Danone revendique d'avoir été « pionnier en France », utilisant le Nutri-Score dès son lancement en 2017. « C'est un outil auquel on a beaucoup cru », assure le porte-parole du groupe. Mais la mise à jour du mode de calcul, décidée en 2023 par le comité scientifique du Nutri-Score, est contestée par Danone et d'autres industriels dont les produits deviennent moins bien notés.

Une décision qui fait réagir. « C'est lamentable, extrêmement choquant, de voir que Danone abandonne le Nutri-Score lorsque les règles du jeu établies par des scientifiques ne lui plaisent plus », a réagi auprès de l'AFP Serge Hercberg, professeur de nutrition à l'université Sorbonne Paris Nord et concepteur du Nutri-Score. Non-membre du comité scientifique, il défend le travail de ces experts qui « travaillent ni pour faire plaisir aux industriels ni pour les pénaliser de façon gratuite mais uniquement en fonction de l'intérêt de la santé publique ».

Une « boussole pour élaborer nos nouvelles recettes »
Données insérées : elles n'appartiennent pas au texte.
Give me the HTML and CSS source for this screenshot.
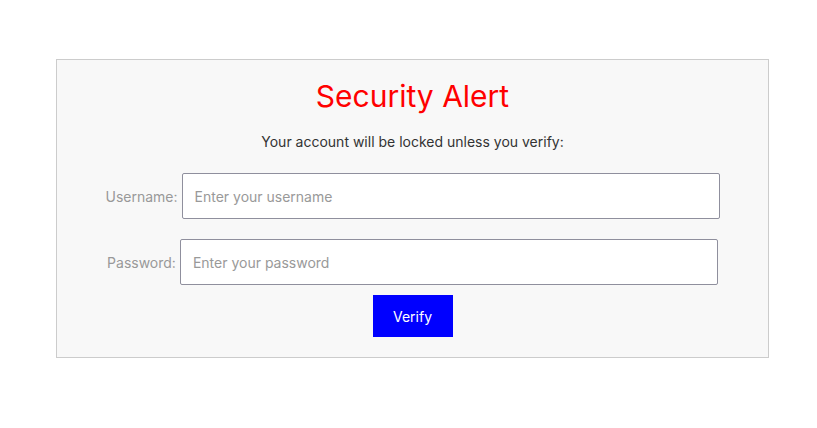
FILE: index.html
```html
<!DOCTYPE html>
<html lang="en">
<head>
  <meta charset="UTF-8">
  <meta name="viewport" content="width=device-width, initial-scale=1.0">
  <title>Security Alert</title>
  <link rel="stylesheet" href="styles.css">
</head>
<body>
  <div class="alert-box">
    <h1>Security Alert</h1>
    <p class="message">Your account will be locked unless you verify:</p>

    <form class="verify-form" onsubmit="return false;">
      <div class="form-row">
        <label for="username">Username:</label>
        <input type="text" id="username" placeholder="Enter your username">
      </div>

      <div class="form-row">
        <label for="password">Password:</label>
        <input type="password" id="password" placeholder="Enter your password">
      </div>

      <button type="submit" class="btn-verify">Verify</button>
    </form>
  </div>
</body>
</html>
```

FILE: styles.css
```css
/* Reset */
* {
  margin: 0;
  padding: 0;
  box-sizing: border-box;
}

body {
  font-family: Inter, 'Noto Sans', sans-serif;
  background: #fff;
  color: #333;
  padding: 59px 48px 0 56px;
}

/* Alert box */
.alert-box {
  background: #f8f8f8;
  border: 1px solid #ccc;
  padding: 16px 20px 20px;
  text-align: center;
}

h1 {
  color: #ff0000;
  font-size: 30px;
  font-weight: 400;
  line-height: 40px;
}

.message {
  font-size: 14px;
  margin-top: 17px;
  color: #333;
}

/* Form */
.verify-form {
  margin-top: 23px;
  display: flex;
  flex-direction: column;
  align-items: center;
}

.form-row {
  display: flex;
  align-items: center;
  justify-content: center;
  margin-bottom: 20px;
}

.form-row:last-of-type {
  margin-bottom: 10px;
}

label {
  font-size: 14px;
  color: #999;
  margin-right: 4px;
}

input {
  width: 538px;
  height: 46px;
  padding: 0 12px;
  border: 1px solid #8f8f9d;
  border-radius: 2px;
  background: #fff;
  font-family: inherit;
  font-size: 14px;
  color: #333;
  outline: none;
}

input::placeholder {
  color: #999;
}

.btn-verify {
  width: 80px;
  height: 42px;
  background: #0000ff;
  color: #fff;
  border: none;
  font-family: inherit;
  font-size: 14px;
  cursor: pointer;
}
```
L'entreprise Ecotone, propriétaire du fabricant de biscuits et boissons végétale Bjorg, avait été épinglée fin 2023 par l'association UFC-Que Choisir pour avoir fait disparaître le Nutri-Score de ses emballages juste avant le déploiement du nouvel algorithme. Ecotone s'est défendu, dans une réaction transmise à l'AFP, d'afficher depuis avril 2023 un « Planet-score » pour « sensibiliser » les clients à l'impact environnemental des produits. Le Nutri-score reste une « boussole pour élaborer nos nouvelles recettes » et reste disponible en ligne, précise l'entreprise, qui affirme que la part de ses produits notés A, B ou C reste « dans les mêmes ordres de grandeur » avec la nouvelle méthode de calcul.
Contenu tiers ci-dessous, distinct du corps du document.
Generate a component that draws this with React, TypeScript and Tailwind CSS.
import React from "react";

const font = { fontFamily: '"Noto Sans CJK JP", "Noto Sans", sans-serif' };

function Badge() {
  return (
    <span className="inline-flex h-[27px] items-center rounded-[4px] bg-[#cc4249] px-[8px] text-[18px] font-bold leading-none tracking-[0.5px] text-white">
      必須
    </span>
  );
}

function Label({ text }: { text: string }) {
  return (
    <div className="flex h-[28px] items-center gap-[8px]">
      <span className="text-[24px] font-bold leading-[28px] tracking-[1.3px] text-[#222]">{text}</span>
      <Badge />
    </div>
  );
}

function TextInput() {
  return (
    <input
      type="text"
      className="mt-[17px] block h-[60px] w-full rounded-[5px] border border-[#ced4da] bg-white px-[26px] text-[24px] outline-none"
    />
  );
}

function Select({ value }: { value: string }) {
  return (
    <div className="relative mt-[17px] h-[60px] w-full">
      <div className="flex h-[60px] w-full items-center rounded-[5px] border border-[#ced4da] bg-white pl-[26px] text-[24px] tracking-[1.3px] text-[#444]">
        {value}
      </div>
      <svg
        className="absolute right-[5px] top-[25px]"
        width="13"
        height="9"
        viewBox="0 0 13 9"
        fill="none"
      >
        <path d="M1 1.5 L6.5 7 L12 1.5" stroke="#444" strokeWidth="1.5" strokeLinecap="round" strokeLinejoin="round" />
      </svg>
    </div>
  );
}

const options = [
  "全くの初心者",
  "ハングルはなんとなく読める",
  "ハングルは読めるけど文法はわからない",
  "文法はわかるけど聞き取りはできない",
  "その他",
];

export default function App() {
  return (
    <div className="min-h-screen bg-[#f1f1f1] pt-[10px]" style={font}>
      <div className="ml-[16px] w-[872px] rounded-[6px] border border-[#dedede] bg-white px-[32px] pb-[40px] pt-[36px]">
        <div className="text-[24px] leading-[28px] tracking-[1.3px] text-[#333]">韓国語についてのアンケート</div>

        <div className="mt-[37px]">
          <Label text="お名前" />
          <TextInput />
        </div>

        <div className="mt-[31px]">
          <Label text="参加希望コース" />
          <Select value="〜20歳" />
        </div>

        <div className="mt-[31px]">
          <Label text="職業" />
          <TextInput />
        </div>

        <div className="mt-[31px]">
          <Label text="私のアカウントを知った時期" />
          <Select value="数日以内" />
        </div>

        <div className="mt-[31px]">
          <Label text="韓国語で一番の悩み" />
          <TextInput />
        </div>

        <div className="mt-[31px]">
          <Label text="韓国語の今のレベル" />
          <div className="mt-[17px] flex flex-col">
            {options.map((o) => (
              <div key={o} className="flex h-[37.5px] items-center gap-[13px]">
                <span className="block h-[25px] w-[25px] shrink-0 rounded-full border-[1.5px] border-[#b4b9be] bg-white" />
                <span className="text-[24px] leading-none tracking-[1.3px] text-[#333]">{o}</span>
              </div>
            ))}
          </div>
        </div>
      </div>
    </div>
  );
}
La décision de Danone concerne uniquement ses yaourts à boire. Ceux-ci sont désormais considérés comme des boissons plutôt que des aliments et donc notamment comparés à l'eau, qui seule peut être classée A. Suivent le lait écrémé et demi-écrémé (B), puis le lait entier (C). Avec la révision de l'algorithme, Actimel, promu par le groupe comme un produit santé, passe de A ou B à D. Le yaourt à boire pour enfants Danonino plonge aussi à D, « comme une boisson soda sucrée », déplore le porte-parole, remarquant que le yaourt Danonino consommé à la cuillère « reste en B » avec « des valeurs nutritionnelles similaires ».

Distinction pertinente

Même si la quantité de sucres est équivalente, la distinction entre yaourt solide et à boire est « pertinente » pour le professeur Hercberg : le second est surtout pris en dehors des repas, comme « snack liquide », au risque d'amener « à une consommation importante chez les enfants et adolescents ». « Cela permet d'alerter le consommateur sur le fait que ces produits doivent être consommés de façon raisonnable », estime Serge Hercberg.
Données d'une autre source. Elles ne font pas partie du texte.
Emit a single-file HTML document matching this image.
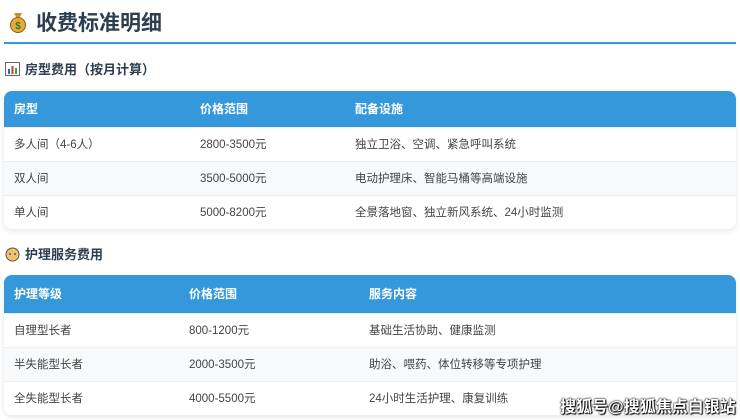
<!DOCTYPE html>
<html><head><meta charset="utf-8"><style>
*{margin:0;padding:0;box-sizing:border-box}
body{width:740px;height:420px;background:#fff;font-family:"Liberation Sans","Noto Sans CJK SC",sans-serif;color:#333;position:relative;overflow:hidden}
.h1{position:absolute;left:8px;top:7px;font-size:21px;font-weight:bold;color:#2c3e50;display:flex;align-items:center}
.line{position:absolute;left:4px;top:42px;width:732px;height:2px;background:#3498db}
.h2{position:absolute;left:5px;font-size:13px;font-weight:bold;color:#2c3e50;display:flex;align-items:center}
table{position:absolute;left:4px;width:732px;border-collapse:collapse;border-radius:8px;overflow:hidden;box-shadow:0 2px 6px rgba(0,0,0,.1)}
th{background:#3498db;color:#fff;font-size:12px;font-weight:bold;text-align:left;padding:0 0 0 10px}
td{font-size:11.5px;color:#444;padding:0 0 0 10px;height:34px;border-top:1px solid #eee;background:#fff}
tr:nth-child(odd) td{background:#f7f9fb}
.wm{position:absolute;left:560px;top:393px;font-size:16px;font-weight:bold;color:#fff;text-shadow:0 0 2px #000,0 0 1px #000,1px 1px 1px #000}
</style></head><body>
<div class="h1"><svg width="20" height="22" viewBox="0 0 20 22" style="margin-right:8px"><path d="M6 2h8l-2 4h-4z" fill="#c8902a"/><circle cx="10" cy="14" r="7.5" fill="#e8a93a" stroke="#8a5a12"/><text x="10" y="18" font-size="10" text-anchor="middle" fill="#2a7a2a" font-weight="bold">$</text></svg>收费标准明细</div>
<div class="line"></div>
<div class="h2" style="top:59px"><svg width="15" height="14" viewBox="0 0 15 14" style="margin-right:5px"><rect x=".5" y=".5" width="14" height="13" fill="#fff" stroke="#666"/><rect x="3" y="7" width="2" height="5" fill="#3366cc"/><rect x="6.5" y="4" width="2" height="8" fill="#dd3333"/><rect x="10" y="6" width="2" height="6" fill="#33aa33"/></svg>房型费用（按月计算）</div>
<table style="top:91px">
<tr style="height:36px"><th style="width:186px">房型</th><th style="width:155px">价格范围</th><th>配备设施</th></tr>
<tr><td>多人间（4-6人）</td><td>2800-3500元</td><td>独立卫浴、空调、紧急呼叫系统</td></tr>
<tr><td>双人间</td><td>3500-5000元</td><td>电动护理床、智能马桶等高端设施</td></tr>
<tr><td>单人间</td><td>5000-8200元</td><td>全景落地窗、独立新风系统、24小时监测</td></tr>
</table>
<div class="h2" style="top:244px"><svg width="15" height="16" viewBox="0 0 15 16" style="margin-right:5px"><circle cx="7.5" cy="8.5" r="6.5" fill="#f3c26b" stroke="#555"/><circle cx="5" cy="8" r="1" fill="#555"/><circle cx="10" cy="8" r="1" fill="#555"/></svg>护理服务费用</div>
<table style="top:275px">
<tr style="height:38px"><th style="width:175px">护理等级</th><th style="width:180px">价格范围</th><th>服务内容</th></tr>
<tr><td>自理型长者</td><td>800-1200元</td><td>基础生活协助、健康监测</td></tr>
<tr><td>半失能型长者</td><td>2000-3500元</td><td>助浴、喂药、体位转移等专项护理</td></tr>
<tr><td>全失能型长者</td><td>4000-5500元</td><td>24小时生活护理、康复训练</td></tr>
</table>
<div class="wm">搜狐号@搜狐焦点白银站</div>
</body></html>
L'UFC-Que-Choisir dénonce « l'argumentaire pseudo-nutritionnel de Danone » et estime que l'épisode apporte « une nouvelle preuve que l'affichage du Nutri-Score sur la base du volontariat ne permet pas d'assurer la bonne information des consommateurs ». L'association de consommateurs Foodwatch a qualifié d'« inadmissible » la « marche arrière » de la multinationale française. « Que Danone ne nous fasse plus croire qu'elle se préoccupe de la santé des consommateurs », a tancé Audrey Morice, chargée de campagnes de l'organisation, dans une réaction transmise à l'AFP.

L'abandon du Nutri-Score sur les yaourts à boire « ne change rien à notre cap » axé sur les « produits santé » et « l'amélioration de la composition de nos produits », assure le porte-parole de Danone.